Below is some material; set it all down exactly, apart from the pictures.

-- START OF Material --

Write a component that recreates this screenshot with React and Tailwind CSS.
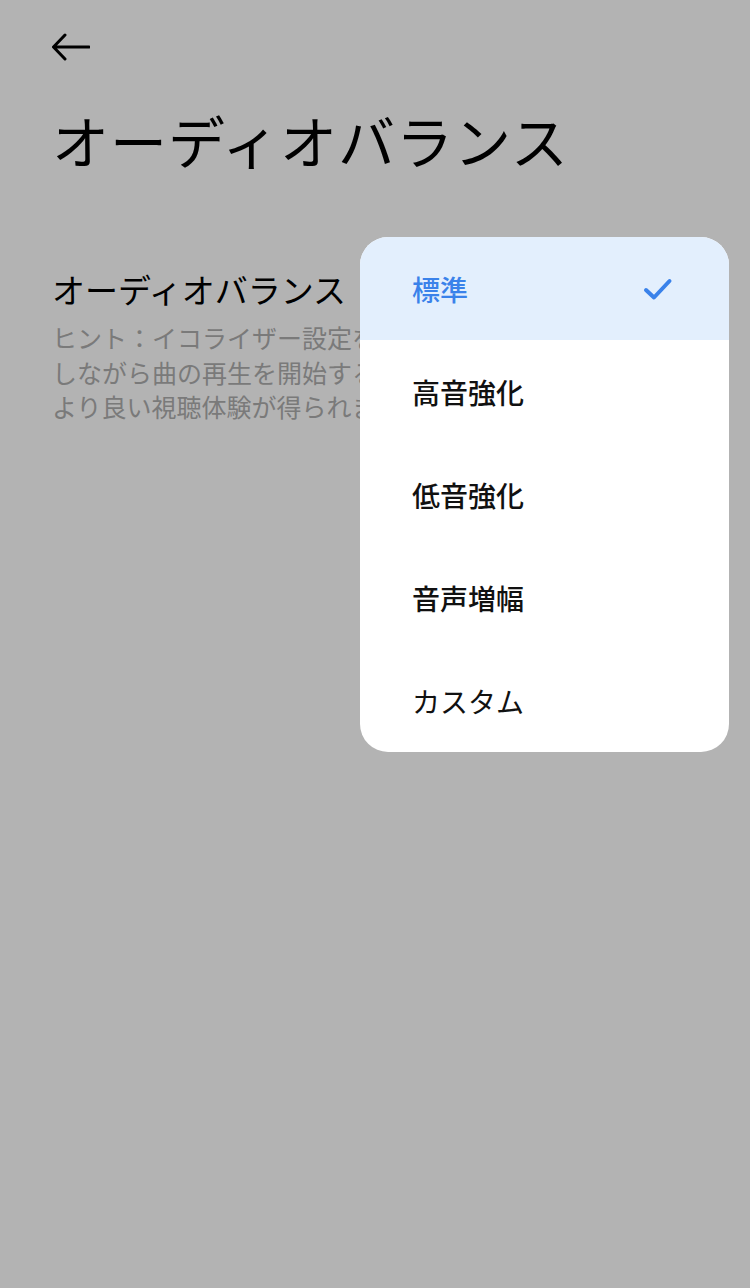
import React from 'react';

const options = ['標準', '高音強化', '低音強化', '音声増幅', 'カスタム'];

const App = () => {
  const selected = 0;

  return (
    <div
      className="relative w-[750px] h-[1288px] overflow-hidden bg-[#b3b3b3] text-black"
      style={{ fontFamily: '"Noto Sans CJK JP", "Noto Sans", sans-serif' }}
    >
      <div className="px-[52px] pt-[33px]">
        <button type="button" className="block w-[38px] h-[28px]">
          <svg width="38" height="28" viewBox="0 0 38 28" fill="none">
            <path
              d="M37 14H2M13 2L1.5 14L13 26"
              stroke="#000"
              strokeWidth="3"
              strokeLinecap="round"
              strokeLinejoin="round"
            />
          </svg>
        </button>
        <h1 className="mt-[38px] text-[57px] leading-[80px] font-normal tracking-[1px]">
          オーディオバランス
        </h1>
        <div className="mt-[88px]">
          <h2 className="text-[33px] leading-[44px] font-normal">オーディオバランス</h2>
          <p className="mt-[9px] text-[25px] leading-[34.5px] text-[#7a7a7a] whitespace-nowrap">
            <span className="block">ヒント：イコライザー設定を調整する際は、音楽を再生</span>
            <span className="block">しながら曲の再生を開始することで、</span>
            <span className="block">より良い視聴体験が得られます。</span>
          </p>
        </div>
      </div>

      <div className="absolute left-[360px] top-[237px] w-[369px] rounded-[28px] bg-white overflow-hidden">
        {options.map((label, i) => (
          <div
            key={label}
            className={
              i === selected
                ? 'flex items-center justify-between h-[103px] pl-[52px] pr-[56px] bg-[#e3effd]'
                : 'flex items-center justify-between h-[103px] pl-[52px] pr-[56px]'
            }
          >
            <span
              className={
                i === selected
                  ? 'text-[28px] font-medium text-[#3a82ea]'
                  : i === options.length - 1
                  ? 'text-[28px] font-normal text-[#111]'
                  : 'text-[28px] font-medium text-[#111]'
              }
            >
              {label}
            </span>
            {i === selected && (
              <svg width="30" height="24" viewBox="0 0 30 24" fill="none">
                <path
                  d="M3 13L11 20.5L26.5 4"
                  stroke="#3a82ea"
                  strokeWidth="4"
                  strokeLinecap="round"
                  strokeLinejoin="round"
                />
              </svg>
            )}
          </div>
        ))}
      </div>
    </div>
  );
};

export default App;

-- END OF Material --

### Task answer
Write a component that recreates this screenshot with React and Tailwind CSS.
import React from 'react';

const options = ['標準', '高音強化', '低音強化', '音声増幅', 'カスタム'];

const App = () => {
  const selected = 0;

  return (
    <div
      className="relative w-[750px] h-[1288px] overflow-hidden bg-[#b3b3b3] text-black"
      style={{ fontFamily: '"Noto Sans CJK JP", "Noto Sans", sans-serif' }}
    >
      <div className="px-[52px] pt-[33px]">
        <button type="button" className="block w-[38px] h-[28px]">
          <svg width="38" height="28" viewBox="0 0 38 28" fill="none">
            <path
              d="M37 14H2M13 2L1.5 14L13 26"
              stroke="#000"
              strokeWidth="3"
              strokeLinecap="round"
              strokeLinejoin="round"
            />
          </svg>
        </button>
        <h1 className="mt-[38px] text-[57px] leading-[80px] font-normal tracking-[1px]">
          オーディオバランス
        </h1>
        <div className="mt-[88px]">
          <h2 className="text-[33px] leading-[44px] font-normal">オーディオバランス</h2>
          <p className="mt-[9px] text-[25px] leading-[34.5px] text-[#7a7a7a] whitespace-nowrap">
            <span className="block">ヒント：イコライザー設定を調整する際は、音楽を再生</span>
            <span className="block">しながら曲の再生を開始することで、</span>
            <span className="block">より良い視聴体験が得られます。</span>
          </p>
        </div>
      </div>

      <div className="absolute left-[360px] top-[237px] w-[369px] rounded-[28px] bg-white overflow-hidden">
        {options.map((label, i) => (
          <div
            key={label}
            className={
              i === selected
                ? 'flex items-center justify-between h-[103px] pl-[52px] pr-[56px] bg-[#e3effd]'
                : 'flex items-center justify-between h-[103px] pl-[52px] pr-[56px]'
            }
          >
            <span
              className={
                i === selected
                  ? 'text-[28px] font-medium text-[#3a82ea]'
                  : i === options.length - 1
                  ? 'text-[28px] font-normal text-[#111]'
                  : 'text-[28px] font-medium text-[#111]'
              }
            >
              {label}
            </span>
            {i === selected && (
              <svg width="30" height="24" viewBox="0 0 30 24" fill="none">
                <path
                  d="M3 13L11 20.5L26.5 4"
                  stroke="#3a82ea"
                  strokeWidth="4"
                  strokeLinecap="round"
                  strokeLinejoin="round"
                />
              </svg>
            )}
          </div>
        ))}
      </div>
    </div>
  );
};

export default App;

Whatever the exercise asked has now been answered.